10-26-2023, 11:57 AM
(This post was last modified: 05-30-2024, 01:04 AM by RasitTunca.)
Hz Ali ve Ney'in Hikayesi (Ney Flütü)
Bir gün Peygamber Efendimiz (SAV) tek başına otururken Hazreti Ali (r.a) yanına geliyor. "Sizi çok dertli gördüm. Bir probleminiz mi var?" diyor. Efendimiz (SAV), "Bana Mirac'da verilen sırları düşünüyorum, ya Ali!" cevabı veriyor. Hazreti Ali de "Birazını benimle paylaşabilir misiniz?" diyor. Efendimiz (SAV), "Ya Ali, kaldıramazsın." diyor.
Hazreti Ali (r.a) dinlediği sırları taşıyamayınca...
Peygamberimiz (SAV) Hazreti Ali'yi (r.a) çok istekli görünce sırlarınn bir kısmını anlatıyor. Hazreti Ali (r.a) o sırları duyduğu anda göğsünde bir kabarma, taşkınlık hissediyor. Söylemek, bağırmak istiyor. Ama sırdır, söyleyemiyor. Hemen Mekke'nin dışına çıkıyor. Kör bir kuyu buluyor. Ve o kuyuya bağıra bağıra içindekileri anlatıyor. Sonra rahatlıyor.
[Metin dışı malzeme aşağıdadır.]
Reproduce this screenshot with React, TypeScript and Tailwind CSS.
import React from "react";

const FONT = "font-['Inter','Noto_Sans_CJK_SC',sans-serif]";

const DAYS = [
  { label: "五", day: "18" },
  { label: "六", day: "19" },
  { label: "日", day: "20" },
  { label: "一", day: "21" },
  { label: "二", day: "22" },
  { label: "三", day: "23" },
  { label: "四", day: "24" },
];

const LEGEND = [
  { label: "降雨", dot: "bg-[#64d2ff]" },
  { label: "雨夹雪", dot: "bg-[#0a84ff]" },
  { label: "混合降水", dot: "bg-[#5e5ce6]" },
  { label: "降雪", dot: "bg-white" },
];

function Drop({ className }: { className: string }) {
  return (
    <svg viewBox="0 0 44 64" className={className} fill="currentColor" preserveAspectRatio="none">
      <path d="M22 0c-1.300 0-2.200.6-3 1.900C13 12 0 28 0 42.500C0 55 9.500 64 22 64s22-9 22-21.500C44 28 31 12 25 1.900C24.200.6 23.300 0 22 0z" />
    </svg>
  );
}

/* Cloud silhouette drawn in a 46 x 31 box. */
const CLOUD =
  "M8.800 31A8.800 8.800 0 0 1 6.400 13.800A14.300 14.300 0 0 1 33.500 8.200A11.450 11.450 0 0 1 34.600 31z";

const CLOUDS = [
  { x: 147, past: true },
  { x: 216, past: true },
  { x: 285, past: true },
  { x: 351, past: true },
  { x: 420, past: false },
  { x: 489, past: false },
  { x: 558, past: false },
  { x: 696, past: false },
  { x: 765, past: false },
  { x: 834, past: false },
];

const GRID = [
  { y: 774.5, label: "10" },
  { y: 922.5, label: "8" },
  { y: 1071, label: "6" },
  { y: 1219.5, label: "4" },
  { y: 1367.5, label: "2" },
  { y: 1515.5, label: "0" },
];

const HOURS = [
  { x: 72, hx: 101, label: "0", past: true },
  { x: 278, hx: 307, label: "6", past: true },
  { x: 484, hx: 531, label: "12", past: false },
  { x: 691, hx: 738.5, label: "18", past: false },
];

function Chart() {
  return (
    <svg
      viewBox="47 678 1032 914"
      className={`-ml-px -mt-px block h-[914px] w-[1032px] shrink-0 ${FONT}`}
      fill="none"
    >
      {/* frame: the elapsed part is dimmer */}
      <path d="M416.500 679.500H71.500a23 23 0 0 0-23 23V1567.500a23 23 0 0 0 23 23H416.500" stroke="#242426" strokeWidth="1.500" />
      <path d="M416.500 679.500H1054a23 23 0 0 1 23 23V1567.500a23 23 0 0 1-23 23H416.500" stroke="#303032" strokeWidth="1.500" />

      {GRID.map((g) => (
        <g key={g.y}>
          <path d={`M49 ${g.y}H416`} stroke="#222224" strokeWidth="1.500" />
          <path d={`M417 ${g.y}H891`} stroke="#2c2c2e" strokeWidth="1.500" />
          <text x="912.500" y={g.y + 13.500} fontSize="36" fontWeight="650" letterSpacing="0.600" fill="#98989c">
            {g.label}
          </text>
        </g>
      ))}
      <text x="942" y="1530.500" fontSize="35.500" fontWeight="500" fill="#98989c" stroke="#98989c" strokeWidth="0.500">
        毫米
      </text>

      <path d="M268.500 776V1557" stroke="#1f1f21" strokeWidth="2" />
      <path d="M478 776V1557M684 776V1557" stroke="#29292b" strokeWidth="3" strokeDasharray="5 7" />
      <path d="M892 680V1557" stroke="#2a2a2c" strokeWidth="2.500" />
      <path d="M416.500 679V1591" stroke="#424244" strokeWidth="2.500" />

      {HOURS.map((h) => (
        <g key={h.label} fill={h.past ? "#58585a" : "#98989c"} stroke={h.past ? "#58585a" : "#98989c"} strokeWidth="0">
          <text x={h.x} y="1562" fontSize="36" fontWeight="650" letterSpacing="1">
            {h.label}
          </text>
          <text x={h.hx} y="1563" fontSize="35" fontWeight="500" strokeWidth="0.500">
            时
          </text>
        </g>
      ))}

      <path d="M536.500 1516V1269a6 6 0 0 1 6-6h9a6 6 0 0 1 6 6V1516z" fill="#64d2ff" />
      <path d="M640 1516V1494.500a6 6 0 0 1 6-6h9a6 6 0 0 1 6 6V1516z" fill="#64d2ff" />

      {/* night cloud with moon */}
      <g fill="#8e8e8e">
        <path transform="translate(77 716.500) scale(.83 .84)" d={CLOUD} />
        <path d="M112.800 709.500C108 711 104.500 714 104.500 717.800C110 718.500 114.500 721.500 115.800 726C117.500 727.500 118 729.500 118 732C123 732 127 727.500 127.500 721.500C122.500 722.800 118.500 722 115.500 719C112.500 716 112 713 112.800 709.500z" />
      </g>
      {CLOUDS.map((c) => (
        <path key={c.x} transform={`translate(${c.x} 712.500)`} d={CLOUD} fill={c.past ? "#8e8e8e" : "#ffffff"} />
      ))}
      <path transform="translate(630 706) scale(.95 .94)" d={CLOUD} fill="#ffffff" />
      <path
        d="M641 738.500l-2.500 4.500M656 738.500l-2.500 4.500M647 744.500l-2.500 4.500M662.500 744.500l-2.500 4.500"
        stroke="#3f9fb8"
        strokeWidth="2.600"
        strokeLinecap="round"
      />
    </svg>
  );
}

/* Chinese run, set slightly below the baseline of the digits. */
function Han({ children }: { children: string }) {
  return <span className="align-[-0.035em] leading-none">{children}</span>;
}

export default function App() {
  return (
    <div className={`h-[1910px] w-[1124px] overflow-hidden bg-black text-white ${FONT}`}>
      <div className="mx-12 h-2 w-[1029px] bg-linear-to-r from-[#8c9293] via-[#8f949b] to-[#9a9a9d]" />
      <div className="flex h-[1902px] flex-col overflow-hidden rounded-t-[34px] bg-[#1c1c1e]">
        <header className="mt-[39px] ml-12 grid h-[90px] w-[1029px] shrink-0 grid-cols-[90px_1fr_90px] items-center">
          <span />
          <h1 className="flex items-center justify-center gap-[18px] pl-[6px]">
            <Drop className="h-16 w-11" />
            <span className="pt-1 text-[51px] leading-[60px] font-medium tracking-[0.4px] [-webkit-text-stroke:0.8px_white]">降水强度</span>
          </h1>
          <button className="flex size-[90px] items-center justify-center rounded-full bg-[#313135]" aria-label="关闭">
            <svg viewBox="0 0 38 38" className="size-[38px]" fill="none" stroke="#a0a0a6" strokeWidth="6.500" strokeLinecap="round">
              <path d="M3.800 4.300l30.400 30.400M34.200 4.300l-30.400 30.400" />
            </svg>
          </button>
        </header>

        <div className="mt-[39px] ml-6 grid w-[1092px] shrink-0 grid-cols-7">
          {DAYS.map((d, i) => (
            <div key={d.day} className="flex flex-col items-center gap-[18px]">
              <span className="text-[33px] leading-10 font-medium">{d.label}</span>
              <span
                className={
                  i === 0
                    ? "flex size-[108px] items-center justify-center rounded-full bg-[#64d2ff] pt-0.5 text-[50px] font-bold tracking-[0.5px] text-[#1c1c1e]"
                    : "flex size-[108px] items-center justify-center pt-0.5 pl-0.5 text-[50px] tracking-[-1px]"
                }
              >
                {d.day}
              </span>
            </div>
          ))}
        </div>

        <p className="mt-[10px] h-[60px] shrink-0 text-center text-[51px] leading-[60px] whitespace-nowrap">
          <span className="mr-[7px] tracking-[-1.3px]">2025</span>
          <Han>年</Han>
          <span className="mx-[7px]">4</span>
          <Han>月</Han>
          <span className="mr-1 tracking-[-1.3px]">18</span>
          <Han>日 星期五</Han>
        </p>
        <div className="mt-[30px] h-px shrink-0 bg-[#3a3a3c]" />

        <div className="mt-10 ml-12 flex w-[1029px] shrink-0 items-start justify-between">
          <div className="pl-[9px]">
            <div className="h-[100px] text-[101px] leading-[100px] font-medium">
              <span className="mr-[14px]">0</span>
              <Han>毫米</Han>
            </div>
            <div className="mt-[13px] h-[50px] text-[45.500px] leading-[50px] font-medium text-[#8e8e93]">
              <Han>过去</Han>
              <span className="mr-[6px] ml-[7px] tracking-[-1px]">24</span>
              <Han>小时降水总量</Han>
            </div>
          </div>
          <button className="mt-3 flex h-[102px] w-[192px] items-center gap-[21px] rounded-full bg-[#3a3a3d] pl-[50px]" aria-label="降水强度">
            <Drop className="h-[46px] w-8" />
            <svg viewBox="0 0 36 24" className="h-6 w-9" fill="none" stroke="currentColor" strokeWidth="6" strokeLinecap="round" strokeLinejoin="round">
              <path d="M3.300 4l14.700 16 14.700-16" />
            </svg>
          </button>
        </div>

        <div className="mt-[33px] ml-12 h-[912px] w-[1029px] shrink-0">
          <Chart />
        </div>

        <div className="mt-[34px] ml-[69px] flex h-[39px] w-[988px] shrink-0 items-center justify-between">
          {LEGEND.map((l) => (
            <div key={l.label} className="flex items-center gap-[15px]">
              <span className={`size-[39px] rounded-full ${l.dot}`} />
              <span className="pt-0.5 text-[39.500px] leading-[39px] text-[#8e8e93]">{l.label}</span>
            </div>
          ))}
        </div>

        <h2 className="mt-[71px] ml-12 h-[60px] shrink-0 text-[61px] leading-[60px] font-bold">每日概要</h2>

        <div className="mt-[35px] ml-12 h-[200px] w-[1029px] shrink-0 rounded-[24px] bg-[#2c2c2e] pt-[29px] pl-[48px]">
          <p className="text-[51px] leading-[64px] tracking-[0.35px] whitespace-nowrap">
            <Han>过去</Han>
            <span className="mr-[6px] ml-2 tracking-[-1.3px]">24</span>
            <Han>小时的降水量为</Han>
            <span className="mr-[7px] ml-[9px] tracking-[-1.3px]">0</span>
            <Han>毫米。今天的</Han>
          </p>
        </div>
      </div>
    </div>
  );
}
O su vermeyen kuyu, Hazreti Ali'nin (r.a) verdiği sırları kaldıramayarak taşmaya başlıyor. Su taşınca suyun çevresindeki kamışları besliyor.
Kamışlar zamanla büyüyor. Bir gün oradan geçen bir çoban, rüzgarın kamışlarda çok hoş bir ses çıkarttığını fark ediyor. Kesip, belirli işlemlerden geçirip onu üflemeye başlıyor.
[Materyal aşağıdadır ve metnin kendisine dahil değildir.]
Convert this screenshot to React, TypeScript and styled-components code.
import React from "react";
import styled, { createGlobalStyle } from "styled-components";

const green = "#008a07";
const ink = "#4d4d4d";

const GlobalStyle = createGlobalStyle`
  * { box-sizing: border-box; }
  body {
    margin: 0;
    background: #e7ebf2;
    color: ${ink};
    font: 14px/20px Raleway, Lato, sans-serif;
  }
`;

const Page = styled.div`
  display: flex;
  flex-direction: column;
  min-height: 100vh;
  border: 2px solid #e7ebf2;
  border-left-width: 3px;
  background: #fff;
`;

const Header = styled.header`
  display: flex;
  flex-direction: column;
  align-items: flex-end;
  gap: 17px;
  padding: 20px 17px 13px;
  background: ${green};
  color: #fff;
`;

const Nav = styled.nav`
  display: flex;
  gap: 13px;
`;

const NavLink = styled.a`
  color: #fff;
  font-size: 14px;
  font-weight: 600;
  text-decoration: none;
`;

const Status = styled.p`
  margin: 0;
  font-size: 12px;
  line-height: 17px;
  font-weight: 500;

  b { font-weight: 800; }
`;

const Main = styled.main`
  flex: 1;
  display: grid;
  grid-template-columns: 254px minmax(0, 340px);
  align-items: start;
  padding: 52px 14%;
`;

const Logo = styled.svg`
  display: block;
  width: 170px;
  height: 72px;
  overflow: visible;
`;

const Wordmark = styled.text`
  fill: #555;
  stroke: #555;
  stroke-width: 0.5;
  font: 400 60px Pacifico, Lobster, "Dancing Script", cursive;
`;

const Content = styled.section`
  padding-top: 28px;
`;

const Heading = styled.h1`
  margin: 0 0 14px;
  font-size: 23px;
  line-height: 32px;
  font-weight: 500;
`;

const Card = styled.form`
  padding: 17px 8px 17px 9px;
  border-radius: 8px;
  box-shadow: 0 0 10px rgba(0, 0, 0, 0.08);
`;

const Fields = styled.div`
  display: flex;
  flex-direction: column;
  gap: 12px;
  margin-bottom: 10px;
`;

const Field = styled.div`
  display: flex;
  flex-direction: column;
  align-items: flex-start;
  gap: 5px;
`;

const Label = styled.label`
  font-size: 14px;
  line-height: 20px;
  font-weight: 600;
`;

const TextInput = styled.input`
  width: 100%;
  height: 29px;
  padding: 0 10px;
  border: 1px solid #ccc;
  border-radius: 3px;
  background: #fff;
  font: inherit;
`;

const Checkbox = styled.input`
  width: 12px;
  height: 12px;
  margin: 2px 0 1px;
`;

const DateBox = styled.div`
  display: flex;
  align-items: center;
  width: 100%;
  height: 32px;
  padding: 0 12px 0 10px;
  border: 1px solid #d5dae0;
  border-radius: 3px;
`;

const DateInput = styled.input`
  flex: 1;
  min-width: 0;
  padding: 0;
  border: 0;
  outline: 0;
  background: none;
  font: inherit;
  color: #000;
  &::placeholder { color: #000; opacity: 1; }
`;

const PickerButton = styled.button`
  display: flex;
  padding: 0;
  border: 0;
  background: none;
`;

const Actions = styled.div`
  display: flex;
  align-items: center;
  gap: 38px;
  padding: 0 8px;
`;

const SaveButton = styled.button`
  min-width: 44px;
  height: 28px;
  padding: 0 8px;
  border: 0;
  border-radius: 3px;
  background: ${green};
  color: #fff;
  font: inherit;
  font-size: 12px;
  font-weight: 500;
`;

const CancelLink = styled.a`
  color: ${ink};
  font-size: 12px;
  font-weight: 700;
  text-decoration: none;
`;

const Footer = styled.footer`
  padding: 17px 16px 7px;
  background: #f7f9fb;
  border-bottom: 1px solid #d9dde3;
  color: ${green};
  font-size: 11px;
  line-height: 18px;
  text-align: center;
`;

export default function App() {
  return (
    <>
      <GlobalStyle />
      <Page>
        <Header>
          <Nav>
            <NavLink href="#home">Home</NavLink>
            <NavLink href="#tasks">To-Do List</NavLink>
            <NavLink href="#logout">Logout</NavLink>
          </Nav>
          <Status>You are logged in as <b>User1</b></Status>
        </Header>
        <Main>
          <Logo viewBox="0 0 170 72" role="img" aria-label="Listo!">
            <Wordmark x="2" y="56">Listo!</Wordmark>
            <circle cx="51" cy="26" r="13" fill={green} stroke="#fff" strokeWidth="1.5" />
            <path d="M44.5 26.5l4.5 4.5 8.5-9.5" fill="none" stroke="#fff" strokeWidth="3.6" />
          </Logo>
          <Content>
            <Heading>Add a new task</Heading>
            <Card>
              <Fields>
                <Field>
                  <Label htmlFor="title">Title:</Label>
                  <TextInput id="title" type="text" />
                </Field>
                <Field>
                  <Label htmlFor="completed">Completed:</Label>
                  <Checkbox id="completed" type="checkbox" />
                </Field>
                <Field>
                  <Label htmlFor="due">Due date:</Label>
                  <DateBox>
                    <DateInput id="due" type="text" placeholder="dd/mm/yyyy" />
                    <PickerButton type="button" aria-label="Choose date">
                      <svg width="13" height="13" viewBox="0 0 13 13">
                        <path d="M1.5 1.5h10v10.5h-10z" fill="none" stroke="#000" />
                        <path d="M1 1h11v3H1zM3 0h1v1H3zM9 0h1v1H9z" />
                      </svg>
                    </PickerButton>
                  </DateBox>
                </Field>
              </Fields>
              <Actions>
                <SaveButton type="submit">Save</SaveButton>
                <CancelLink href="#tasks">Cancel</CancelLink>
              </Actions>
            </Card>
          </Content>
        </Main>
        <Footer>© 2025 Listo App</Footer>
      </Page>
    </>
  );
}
Bir gün Hazreti Muhammed (SAV) ile Hazreti Ali (r.a) develeri ile oradan geçerken bu çobanın çaldığı kamışın sesini duyuyor. Efendimiz (SAV) devesini durduruyor. Hazreti Ali'ye (r.a) dönüp, "Ya Ali, sen benim sırlarımı birine mi anlattın?" diye soruyor. Efendimiz'in (SAV), "Bu kamış parçası kıyamete kadar benim sırlarımı taşıyacak, sadece kalbi açık olanlar duyabilecek." dediği de rivayet ediliyor. O yüzden Mevlana da Mesnevi'nin ilk beyitlerinde şöyle diyor: Sırrın uzak değil, yakın bir yerde ama onu duyacak göz, duyacak kulak nerede?